---------- GIVEN DATA ----------
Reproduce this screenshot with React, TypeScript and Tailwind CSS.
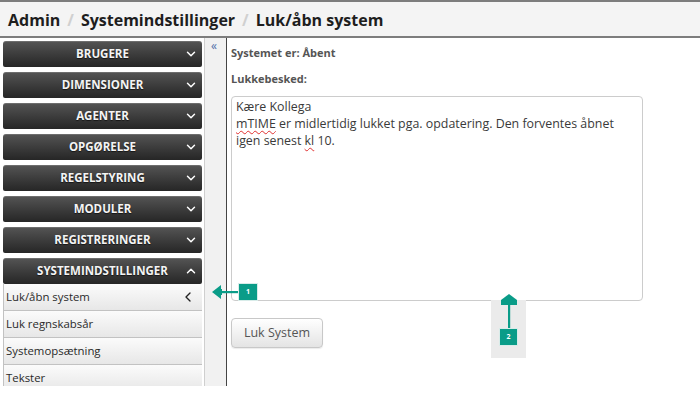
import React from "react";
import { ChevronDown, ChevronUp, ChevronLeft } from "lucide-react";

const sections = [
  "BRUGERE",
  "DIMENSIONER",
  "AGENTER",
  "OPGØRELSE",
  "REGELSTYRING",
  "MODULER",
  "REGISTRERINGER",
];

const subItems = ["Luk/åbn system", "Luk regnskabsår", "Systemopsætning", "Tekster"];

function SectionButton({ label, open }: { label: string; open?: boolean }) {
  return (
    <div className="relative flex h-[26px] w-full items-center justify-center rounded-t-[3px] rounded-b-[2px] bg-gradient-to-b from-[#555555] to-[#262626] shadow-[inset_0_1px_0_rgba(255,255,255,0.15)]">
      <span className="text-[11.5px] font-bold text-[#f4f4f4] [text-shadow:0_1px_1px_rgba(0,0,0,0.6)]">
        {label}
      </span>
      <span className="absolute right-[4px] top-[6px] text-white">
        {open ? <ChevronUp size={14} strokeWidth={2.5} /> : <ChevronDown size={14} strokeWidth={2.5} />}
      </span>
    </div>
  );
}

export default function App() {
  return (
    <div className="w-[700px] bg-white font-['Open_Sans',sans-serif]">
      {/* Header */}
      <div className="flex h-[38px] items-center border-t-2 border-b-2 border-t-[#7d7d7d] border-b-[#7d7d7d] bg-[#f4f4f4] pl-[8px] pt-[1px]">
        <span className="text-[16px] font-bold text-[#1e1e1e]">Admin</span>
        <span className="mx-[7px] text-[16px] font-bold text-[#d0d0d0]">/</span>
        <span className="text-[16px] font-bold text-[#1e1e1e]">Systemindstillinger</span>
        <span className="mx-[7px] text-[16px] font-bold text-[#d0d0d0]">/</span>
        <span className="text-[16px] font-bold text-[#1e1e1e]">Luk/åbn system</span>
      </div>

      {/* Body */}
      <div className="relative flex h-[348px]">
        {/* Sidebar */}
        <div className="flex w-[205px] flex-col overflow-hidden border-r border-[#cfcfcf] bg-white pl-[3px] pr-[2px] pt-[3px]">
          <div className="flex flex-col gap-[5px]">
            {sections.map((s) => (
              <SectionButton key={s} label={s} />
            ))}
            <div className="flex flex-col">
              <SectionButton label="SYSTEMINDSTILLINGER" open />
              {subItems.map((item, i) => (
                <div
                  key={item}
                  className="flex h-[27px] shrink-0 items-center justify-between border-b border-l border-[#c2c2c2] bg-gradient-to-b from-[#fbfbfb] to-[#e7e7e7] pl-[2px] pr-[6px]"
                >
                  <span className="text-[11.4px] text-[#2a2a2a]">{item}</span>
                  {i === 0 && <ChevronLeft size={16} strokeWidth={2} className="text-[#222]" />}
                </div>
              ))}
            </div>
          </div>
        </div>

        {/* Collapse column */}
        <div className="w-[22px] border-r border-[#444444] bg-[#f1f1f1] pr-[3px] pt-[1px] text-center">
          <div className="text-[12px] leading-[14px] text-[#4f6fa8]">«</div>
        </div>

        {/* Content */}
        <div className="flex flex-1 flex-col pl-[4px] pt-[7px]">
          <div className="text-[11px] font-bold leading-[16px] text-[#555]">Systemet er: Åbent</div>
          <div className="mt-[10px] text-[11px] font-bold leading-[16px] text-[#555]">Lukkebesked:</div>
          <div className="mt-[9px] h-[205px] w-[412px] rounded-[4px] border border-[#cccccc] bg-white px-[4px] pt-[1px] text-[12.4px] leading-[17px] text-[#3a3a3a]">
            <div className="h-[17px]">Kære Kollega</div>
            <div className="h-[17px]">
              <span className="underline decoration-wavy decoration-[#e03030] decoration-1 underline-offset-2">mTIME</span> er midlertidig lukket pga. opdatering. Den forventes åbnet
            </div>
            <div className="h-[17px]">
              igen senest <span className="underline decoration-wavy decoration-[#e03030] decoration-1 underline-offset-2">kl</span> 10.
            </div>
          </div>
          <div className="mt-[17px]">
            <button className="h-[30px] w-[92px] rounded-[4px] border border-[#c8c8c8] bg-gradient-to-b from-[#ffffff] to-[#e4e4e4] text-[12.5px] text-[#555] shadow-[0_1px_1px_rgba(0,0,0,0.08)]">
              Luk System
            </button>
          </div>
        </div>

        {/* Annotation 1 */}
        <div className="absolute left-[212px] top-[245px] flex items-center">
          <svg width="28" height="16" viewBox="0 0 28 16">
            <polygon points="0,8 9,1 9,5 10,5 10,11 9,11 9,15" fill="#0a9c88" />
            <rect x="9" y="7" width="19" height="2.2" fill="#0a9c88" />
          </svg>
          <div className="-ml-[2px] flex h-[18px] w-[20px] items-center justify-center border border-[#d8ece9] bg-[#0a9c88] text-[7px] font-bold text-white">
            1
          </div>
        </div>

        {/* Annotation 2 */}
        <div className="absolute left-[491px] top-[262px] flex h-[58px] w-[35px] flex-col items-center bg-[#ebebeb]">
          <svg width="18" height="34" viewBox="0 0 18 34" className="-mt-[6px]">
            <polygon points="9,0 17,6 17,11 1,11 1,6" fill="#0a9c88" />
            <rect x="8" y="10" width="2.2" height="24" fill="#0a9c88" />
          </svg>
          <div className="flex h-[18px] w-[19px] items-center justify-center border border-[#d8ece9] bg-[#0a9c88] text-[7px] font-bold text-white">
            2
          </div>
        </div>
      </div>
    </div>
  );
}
----------
◆ **TASK INSTRUCTIONS**
In this exercise, set down all of the data exactly, without the pictures.

◆ **IN RESPONSE**
Reproduce this screenshot with React, TypeScript and Tailwind CSS.
import React from "react";
import { ChevronDown, ChevronUp, ChevronLeft } from "lucide-react";

const sections = [
  "BRUGERE",
  "DIMENSIONER",
  "AGENTER",
  "OPGØRELSE",
  "REGELSTYRING",
  "MODULER",
  "REGISTRERINGER",
];

const subItems = ["Luk/åbn system", "Luk regnskabsår", "Systemopsætning", "Tekster"];

function SectionButton({ label, open }: { label: string; open?: boolean }) {
  return (
    <div className="relative flex h-[26px] w-full items-center justify-center rounded-t-[3px] rounded-b-[2px] bg-gradient-to-b from-[#555555] to-[#262626] shadow-[inset_0_1px_0_rgba(255,255,255,0.15)]">
      <span className="text-[11.5px] font-bold text-[#f4f4f4] [text-shadow:0_1px_1px_rgba(0,0,0,0.6)]">
        {label}
      </span>
      <span className="absolute right-[4px] top-[6px] text-white">
        {open ? <ChevronUp size={14} strokeWidth={2.5} /> : <ChevronDown size={14} strokeWidth={2.5} />}
      </span>
    </div>
  );
}

export default function App() {
  return (
    <div className="w-[700px] bg-white font-['Open_Sans',sans-serif]">
      {/* Header */}
      <div className="flex h-[38px] items-center border-t-2 border-b-2 border-t-[#7d7d7d] border-b-[#7d7d7d] bg-[#f4f4f4] pl-[8px] pt-[1px]">
        <span className="text-[16px] font-bold text-[#1e1e1e]">Admin</span>
        <span className="mx-[7px] text-[16px] font-bold text-[#d0d0d0]">/</span>
        <span className="text-[16px] font-bold text-[#1e1e1e]">Systemindstillinger</span>
        <span className="mx-[7px] text-[16px] font-bold text-[#d0d0d0]">/</span>
        <span className="text-[16px] font-bold text-[#1e1e1e]">Luk/åbn system</span>
      </div>

      {/* Body */}
      <div className="relative flex h-[348px]">
        {/* Sidebar */}
        <div className="flex w-[205px] flex-col overflow-hidden border-r border-[#cfcfcf] bg-white pl-[3px] pr-[2px] pt-[3px]">
          <div className="flex flex-col gap-[5px]">
            {sections.map((s) => (
              <SectionButton key={s} label={s} />
            ))}
            <div className="flex flex-col">
              <SectionButton label="SYSTEMINDSTILLINGER" open />
              {subItems.map((item, i) => (
                <div
                  key={item}
                  className="flex h-[27px] shrink-0 items-center justify-between border-b border-l border-[#c2c2c2] bg-gradient-to-b from-[#fbfbfb] to-[#e7e7e7] pl-[2px] pr-[6px]"
                >
                  <span className="text-[11.4px] text-[#2a2a2a]">{item}</span>
                  {i === 0 && <ChevronLeft size={16} strokeWidth={2} className="text-[#222]" />}
                </div>
              ))}
            </div>
          </div>
        </div>

        {/* Collapse column */}
        <div className="w-[22px] border-r border-[#444444] bg-[#f1f1f1] pr-[3px] pt-[1px] text-center">
          <div className="text-[12px] leading-[14px] text-[#4f6fa8]">«</div>
        </div>

        {/* Content */}
        <div className="flex flex-1 flex-col pl-[4px] pt-[7px]">
          <div className="text-[11px] font-bold leading-[16px] text-[#555]">Systemet er: Åbent</div>
          <div className="mt-[10px] text-[11px] font-bold leading-[16px] text-[#555]">Lukkebesked:</div>
          <div className="mt-[9px] h-[205px] w-[412px] rounded-[4px] border border-[#cccccc] bg-white px-[4px] pt-[1px] text-[12.4px] leading-[17px] text-[#3a3a3a]">
            <div className="h-[17px]">Kære Kollega</div>
            <div className="h-[17px]">
              <span className="underline decoration-wavy decoration-[#e03030] decoration-1 underline-offset-2">mTIME</span> er midlertidig lukket pga. opdatering. Den forventes åbnet
            </div>
            <div className="h-[17px]">
              igen senest <span className="underline decoration-wavy decoration-[#e03030] decoration-1 underline-offset-2">kl</span> 10.
            </div>
          </div>
          <div className="mt-[17px]">
            <button className="h-[30px] w-[92px] rounded-[4px] border border-[#c8c8c8] bg-gradient-to-b from-[#ffffff] to-[#e4e4e4] text-[12.5px] text-[#555] shadow-[0_1px_1px_rgba(0,0,0,0.08)]">
              Luk System
            </button>
          </div>
        </div>

        {/* Annotation 1 */}
        <div className="absolute left-[212px] top-[245px] flex items-center">
          <svg width="28" height="16" viewBox="0 0 28 16">
            <polygon points="0,8 9,1 9,5 10,5 10,11 9,11 9,15" fill="#0a9c88" />
            <rect x="9" y="7" width="19" height="2.2" fill="#0a9c88" />
          </svg>
          <div className="-ml-[2px] flex h-[18px] w-[20px] items-center justify-center border border-[#d8ece9] bg-[#0a9c88] text-[7px] font-bold text-white">
            1
          </div>
        </div>

        {/* Annotation 2 */}
        <div className="absolute left-[491px] top-[262px] flex h-[58px] w-[35px] flex-col items-center bg-[#ebebeb]">
          <svg width="18" height="34" viewBox="0 0 18 34" className="-mt-[6px]">
            <polygon points="9,0 17,6 17,11 1,11 1,6" fill="#0a9c88" />
            <rect x="8" y="10" width="2.2" height="24" fill="#0a9c88" />
          </svg>
          <div className="flex h-[18px] w-[19px] items-center justify-center border border-[#d8ece9] bg-[#0a9c88] text-[7px] font-bold text-white">
            2
          </div>
        </div>
      </div>
    </div>
  );
}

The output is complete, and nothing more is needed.